Isaiah 49:15

Wayne grabbed his swimsuit and loped towards the door. “Bye, Mom, I’m going to my friend’s house, he said.
“Hold on just one minute!” Pat said, jumping in front of her teenage son.
With a shake of her finger and a smile, Pat said, “I want you to call me bby noon tomorrow.” She handed him a scrap of paper so he could write down the friend’s number. When he was gone, she placed the number on her headboard with the intention of taking it to work in the morning.

The following day at work, Pat anticipated a call from her son. But noon turned into 1:00, which rolled into 2:00, and still he hadn’t called. She fished through her wallet to retrieve the friend’s number and then slapped her knee as she realized she had left it at home. “Now what do I do?” Pat fretted. As a shot in the dark she phoned the number she was best able to recall.
After two rings, a man answered.
“Hello,” Pat said, timidly. “Is Wayne Brown there, by any chance?”
“Let’s see, Wayne Brown, Wayne Brown…” the man repeated slowly, as he was thinking.
“I don’t seem to recall any Wayne Brown having come by today,” he said.
The man said, “How old is Wayne?” Pat looked at the phone quizzically. What a strange question!
“How old?” She said. “Sixteen.” She wished she hadn’t answered, but something impelled her.
Four hours later, a coworker answered the telephone and handed it to Pat. “Hello?” Pat said as she placed the receiver to her ear. Much to her relief, it was Wayne. “Mom!” he cried, “how did you know to call me at the dentist’s office?”
Pat stood up her seat. “What are you talking about?” she laughed. Wayne explained the story. “Mom friend needed to have his braces removed, and asked me to go along with him. I said, ‘Why not?’ When I stepped inside the office the dentist said: “Your mother is waiting your call.”
Pat had indeed dialed a “wrong number.” The dentist was on a lunch break. Ordinarily he would not be answering a phone, but this number rang on his private line so he picked it up.

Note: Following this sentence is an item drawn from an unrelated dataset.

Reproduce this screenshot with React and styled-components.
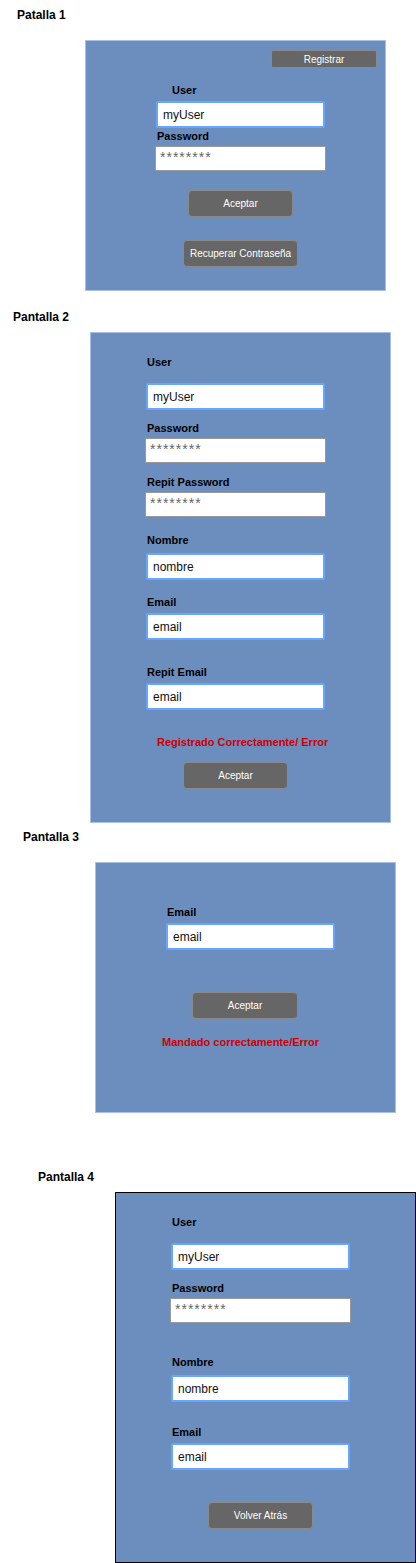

This took place in Archorage, Alaska, where there is a quarter of a million people with an untold number of telephone lines crossing through. For Pat, though, she needed just one call, from her son, and by God, she got it.

Comment:
Although the lines of communication between Pat and her son, Wayne, were severed accidentally, their spiritual bonds did not cease. They were miraculously re-united in a way they never could have anticipated. Our lives are a series of ups and downs, of successes and mishaps. It is beyond our power to connect the dots on solve the endless puzzle of our lives. Only God can do this, and He will do so if only we let Him.